### SUPPLIED MATERIAL
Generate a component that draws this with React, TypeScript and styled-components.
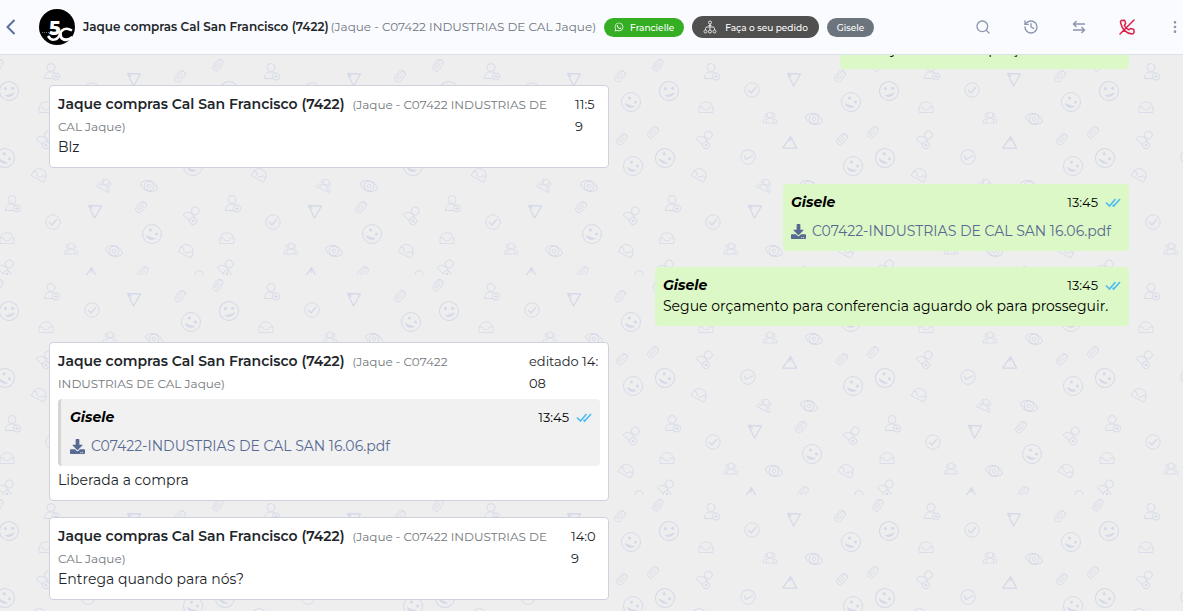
import React from 'react';
import styled, { createGlobalStyle } from 'styled-components';
import { Search, History, EllipsisVertical } from 'lucide-react';
import { FaDownload, FaWhatsapp } from 'react-icons/fa';

const GlobalStyle = createGlobalStyle`
  *, *::before, *::after { box-sizing: border-box; }
  body {
    margin: 0;
    font-family: Montserrat, Inter, 'Noto Sans', sans-serif;
    color: #212529;
    background: #eeeeee;
  }
  button { font: inherit; }
`;

const Page = styled.div`
  display: flex;
  flex-direction: column;
  height: 100vh;
`;

const Header = styled.header`
  display: flex;
  align-items: center;
  flex: none;
  height: 55px;
  padding-left: 7px;
  background: #fafbff;
  border-bottom: 1px solid #dbe1ea;
`;

const IconButton = styled.button<{ $color?: string }>`
  display: flex;
  align-items: center;
  justify-content: center;
  width: 16px;
  height: 24px;
  padding: 0;
  border: 0;
  background: none;
  cursor: pointer;
  color: ${(p) => p.$color ?? '#8b95ab'};
  svg { flex: none; }
`;

const BackButton = styled(IconButton)`
  width: 8px;
  margin-right: 24px;
`;

const Avatar = styled.svg`
  width: 36px;
  height: 36px;
  flex: none;
  margin-right: 8px;
`;

const ContactName = styled.h1`
  margin: 0;
  font-size: 12px;
  font-weight: 600;
  line-height: 18px;
  white-space: nowrap;
`;

const ContactAlias = styled.span`
  margin: 0 8px 0 2px;
  font-size: 12px;
  line-height: 18px;
  color: #6f7680;
  white-space: nowrap;
`;

const Tags = styled.div`
  display: flex;
  align-items: center;
  gap: 8px;
`;

const Tag = styled.span<{ $bg: string; $tall?: boolean }>`
  display: inline-flex;
  align-items: center;
  gap: ${(p) => (p.$tall ? '8px' : '6px')};
  height: ${(p) => (p.$tall ? '22px' : '19px')};
  padding: 0 ${(p) => (p.$tall ? '11px' : '10px')};
  border-radius: 11px;
  background: ${(p) => p.$bg};
  color: #ffffff;
  font-size: 9px;
  font-weight: 500;
  white-space: nowrap;
`;

const Actions = styled.nav`
  display: flex;
  gap: 32px;
  margin-left: auto;
`;

const Chat = styled.main`
  position: relative;
  flex: 1;
  min-height: 0;
  overflow: hidden;
  display: flex;
  flex-direction: column;
  justify-content: flex-end;
  gap: 16px;
  padding: 0 54px 11px 49px;
`;

const Wallpaper = styled.svg`
  position: absolute;
  inset: 0;
  width: 100%;
  height: 100%;
  fill: none;
  stroke: #d5d9e8;
`;

const Bubble = styled.article<{ $mine?: boolean; $min?: number }>`
  position: relative;
  flex: none;
  font-size: 14px;
  line-height: 21px;
  border-radius: 4px;
  ${(p) =>
    p.$mine
      ? `align-self: flex-end; min-width: ${p.$min}px; padding: 8px 8px 9px; background: #dcf8c6; color: #000000;`
      : `align-self: flex-start; width: 560px; max-width: 100%; padding: 7px 8px 9px; background: #ffffff; border: 1px solid #cfd2de;`}
`;

const Meta = styled.div<{ $spread?: boolean }>`
  display: flex;
  justify-content: space-between;
  gap: 24px;
  line-height: ${(p) => (p.$spread ? '21px' : '22px')};
`;

const Sender = styled.strong`
  font-weight: 600;
`;

const Agent = styled.em`
  font-weight: 700;
`;

const Alias = styled.span`
  margin-left: 4px;
  font-size: 12px;
  line-height: 16px;
  color: #73777c;
`;

const SplitTime = styled.time<{ $width: number }>`
  flex: none;
  width: ${(p) => p.$width}px;
  font-size: 13px;
  word-break: break-all;
`;

const Time = styled.time`
  display: flex;
  align-items: center;
  gap: 7px;
  font-size: 13px;
`;

const Text = styled.p`
  margin: 0;
`;

const FileLink = styled.a`
  display: flex;
  align-items: center;
  gap: 6px;
  margin-top: 8px;
  color: #586a92;
  text-decoration: none;
  white-space: nowrap;
`;

const Quote = styled.blockquote`
  margin: 5px 0 4px;
  padding: 8px 8px 9px 9px;
  border-left: 3px solid #d5d5d5;
  border-radius: 4px;
  background: #f1f1f1;
  color: #000000;
`;

const Ticks = () => (
  <svg width="16" height="11" viewBox="0 0 16 11" fill="none" stroke="#4fbdf3" strokeWidth="1.700" role="img" aria-label="Lida">
    <path d="M1 5.500 4.500 9 10.500 2M7.500 8 8.700 9 15 2" />
  </svg>
);

type Spot = [kind: string, x: number, y: number, angle: number];

const SPOTS: Spot[] = [
  ['clip', 180, 21, 0], ['clip', 218, 10, -10], ['clip', -2, 10, -10],
  ['userPlus', 52, 17, 0], ['check', 92, 35, 0], ['plane', 134, 24, 0],
  ['smile', 191, 47, 0], ['smile', 9, 36, -35], ['smile', 229, 36, -35],
  ['inbox', 46, 52, 0], ['group', 110, 63, 0], ['eye', 154, 64, 0],
  ['clip', 182, 84, 0], ['clip', 213, 77, 0], ['userPlus', 46, 84, 42],
  ['smile', 193, 111, 0], ['smile', 5, 103, 10], ['smile', 225, 103, 10],
  ['check', 88, 102, 22], ['plane', 129, 90, 60], ['inbox', 40, 119, 28],
  ['group', 105, 130, 25], ['eye', 149, 131, 0], ['clip', 141, 152, 0],
  ['smile', 152, 179, 0], ['userPlus', 193, 160, 42], ['userPlus', 13, 149, 0],
  ['check', 53, 167, 0], ['plane', 95, 156, 0], ['inbox', 187, 195, 28],
  ['inbox', 7, 183, 0], ['inbox', 227, 183, 0], ['group', 71, 194, 0],
  ['eye', 114, 196, 0], ['userPlus', 7, 213, 42], ['userPlus', 227, 213, 42],
  ['userPlus', 200, 224, 0], ['plane', 90, 221, 60], ['clip', 143, 217, 0],
];

const Motif = ({ kind }: { kind: string }) => {
  switch (kind) {
    case 'smile':
      return (
        <g>
          <circle r="9.500" />
          <g fill="#d5d9e8" stroke="none">
            <circle cx="-1.500" cy="-4" r="1.600" />
            <circle cx="4.500" cy="0" r="1.600" />
            <path d="M-6 1C-2 3 1 4 4 4 2 7-5 6.500-6 1Z" />
          </g>
        </g>
      );
    case 'clip':
      return (
        <path
          strokeWidth="0.8"
          transform="rotate(40)"
          d="M-3.500-3V3a3.500 3.500 0 0 0 7 0V-3.500a2.500 2.500 0 0 0-5 0V2.500a1.200 1.200 0 0 0 2.500 0V-3M-3.500-3a3.500 3.500 0 0 1 6-2"
        />
      );
    case 'userPlus':
      return (
        <g strokeWidth="0.9">
          <circle cx="-1" cy="-4.500" r="4" />
          <path d="M1 6.500H-7.500C-7.500 2-5 0-1 0 1 0 2 .5 3 1.500" />
          <circle cx="4" cy="4.500" r="3.700" />
          <path d="M4 2.500v4M2 4.500h4" />
        </g>
      );
    case 'check':
      return (
        <g strokeWidth="0.9">
          <circle r="7.200" />
          <path strokeWidth="1.200" d="M-4 0-1 3 4-3" />
        </g>
      );
    case 'plane':
      return <path strokeWidth="1.300" strokeLinejoin="round" d="M-6.500-5.500 6.500-5-.5 7ZM-6.500-5.500-2.500-2.500" />;
    case 'inbox':
      return (
        <path strokeWidth="0.8" d="M-7 0-4-4.500Q0-6 4-4.500L7 0V5.500H-7ZM-7 0H-3.500Q-3 3 0 3T3.500 0H7" />
      );
    case 'group':
      return (
        <g strokeWidth="0.8">
          <circle cy="-3" r="3" />
          <path d="M-4 5C-4 2-3 0 0 0S4 2 4 5ZM-4.500 5H-7C-7 2-6 1-3.500 1M4.500 5H7C7 2 6 1 3.500 1" />
          <path d="M-3-4.500a2 2 0 1 0 0 4M3-4.500a2 2 0 1 1 0 4" />
        </g>
      );
    default:
      return (
        <g strokeWidth="0.9" transform="rotate(18)">
          <path d="M-9 0C-5-7 5-7 9 0 5 7-5 7-9 0Z" />
          <circle r="4.800" />
          <circle r="1.800" />
        </g>
      );
  }
};

const ChatWallpaper = () => (
  <Wallpaper aria-hidden="true">
    <defs>
      <pattern id="doodles" width="220" height="220" patternUnits="userSpaceOnUse">
        {SPOTS.map(([kind, x, y, angle], i) => (
          <g key={i} transform={`translate(${x} ${y}) rotate(${angle})`}>
            <Motif kind={kind} />
          </g>
        ))}
      </pattern>
    </defs>
    <rect width="100%" height="100%" fill="url(#doodles)" stroke="none" />
  </Wallpaper>
);

const FileContent = () => (
  <>
    <Meta $spread>
      <Agent>Gisele</Agent>
      <Time>13:45 <Ticks /></Time>
    </Meta>
    <FileLink href="#pdf">
      <FaDownload size={15} />
      C07422-INDUSTRIAS DE CAL SAN 16.06.pdf
    </FileLink>
  </>
);

const CustomerMeta = ({ time, width }: { time: string; width: number }) => (
  <Meta>
    <div>
      <Sender>Jaque compras Cal San Francisco (7422)</Sender>{' '}
      <Alias>(Jaque - C07422 INDUSTRIAS DE CAL Jaque)</Alias>
    </div>
    <SplitTime $width={width}>{time}</SplitTime>
  </Meta>
);

export default function App() {
  return (
    <Page>
      <GlobalStyle />
      <Header>
        <BackButton $color="#5b6f9d" aria-label="Voltar">
          <svg width="10" height="16" viewBox="0 0 10 16" fill="none" stroke="currentColor" strokeWidth="2">
            <path d="M8.500 1 1.500 8l7 7" />
          </svg>
        </BackButton>
        <Avatar viewBox="0 0 36 36" role="img" aria-label="5C">
          <circle cx="18" cy="18" r="18" fill="#000" />
          <path d="M3 23.500h10" stroke="#777" strokeDasharray="1 1" />
          <text x="10" y="26" fill="#fff" fontFamily="Montserrat, Inter, sans-serif" fontWeight="800" fontSize="19">5</text>
          <path d="M9 27C12 32 18 32 20.500 26 22.500 20 27 18 33 21.500" stroke="#fff" strokeWidth="2.500" fill="none" />
          <path d="M21.500 24C20.500 31 28 33 33.500 28" stroke="#fff" strokeWidth="3" fill="none" />
        </Avatar>
        <ContactName>Jaque compras Cal San Francisco (7422)</ContactName>
        <ContactAlias>(Jaque - C07422 INDUSTRIAS DE CAL Jaque)</ContactAlias>
        <Tags>
          <Tag $bg="#35ae24"><FaWhatsapp size={10} />Francielle</Tag>
          <Tag $bg="#505050" $tall>
            <svg width="14" height="14" viewBox="0 0 14 14" fill="none" stroke="#e4e4e4" aria-hidden="true">
              <circle cx="7" cy="2.500" r="1.500" />
              <path d="M7 4v6M2.500 10V8.500Q2.500 7 4 7h6q1.500 0 1.500 1.500V10M5.500 5.500h3" />
              <circle cx="2.500" cy="11.500" r="1.500" />
              <circle cx="7" cy="11.500" r="1.500" />
              <circle cx="11.500" cy="11.500" r="1.500" />
            </svg>
            Faça o seu pedido
          </Tag>
          <Tag $bg="#6c757d">Gisele</Tag>
        </Tags>
        <Actions aria-label="Ações da conversa">
          <IconButton aria-label="Buscar"><Search size={16} /></IconButton>
          <IconButton aria-label="Histórico"><History size={16} /></IconButton>
          <IconButton aria-label="Transferir">
            <svg width="14" height="14" viewBox="0 0 14 14" fill="none" stroke="currentColor" strokeWidth="1.400">
              <path d="M13 4H1.500M4.500 1 1.500 4l3 3M1 10h11.500M9.500 7l3 3-3 3" />
            </svg>
          </IconButton>
          <IconButton aria-label="Encerrar" $color="#dc2149">
            <svg width="16" height="16" viewBox="0 0 16 16" fill="none" stroke="currentColor" strokeWidth="1.500" strokeLinejoin="round" strokeLinecap="round">
              <path d="M2.500 1.500 5 1.200Q5.700 1.200 6 2L6.600 4.500 5.300 6.500Q7 9.500 9.800 10.800L11.500 9.500 14.300 10.200Q15 10.500 15 11.200V13.500Q14.500 15 13 15 4 14 1.500 3.500 1.300 2 2.500 1.500ZM15 1 1 15" />
            </svg>
          </IconButton>
          <IconButton aria-label="Mais opções"><EllipsisVertical size={16} strokeWidth={2} /></IconButton>
        </Actions>
      </Header>
      <Chat>
        <ChatWallpaper />
        <Bubble $mine $min={289}>
          <Text>Estou já verificando preços do item.</Text>
        </Bubble>
        <Bubble>
          <CustomerMeta time="11:59" width={25} />
          <Text>Blz</Text>
        </Bubble>
        <Bubble $mine $min={346}>
          <FileContent />
        </Bubble>
        <Bubble $mine $min={474}>
          <Meta $spread>
            <Agent>Gisele</Agent>
            <Time>13:45 <Ticks /></Time>
          </Meta>
          <Text>Segue orçamento para conferencia aguardo ok para prosseguir.</Text>
        </Bubble>
        <Bubble>
          <CustomerMeta time="editado 14:08" width={71} />
          <Quote>
            <FileContent />
          </Quote>
          <Text>Liberada a compra</Text>
        </Bubble>
        <Bubble>
          <CustomerMeta time="14:09" width={29} />
          <Text>Entrega quando para nós?</Text>
        </Bubble>
      </Chat>
    </Page>
  );
}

### EXERCISE OBJECTIVE
Give the number of lines above that hold the word "components", and nothing more.

### SOLVED PROBLEM
2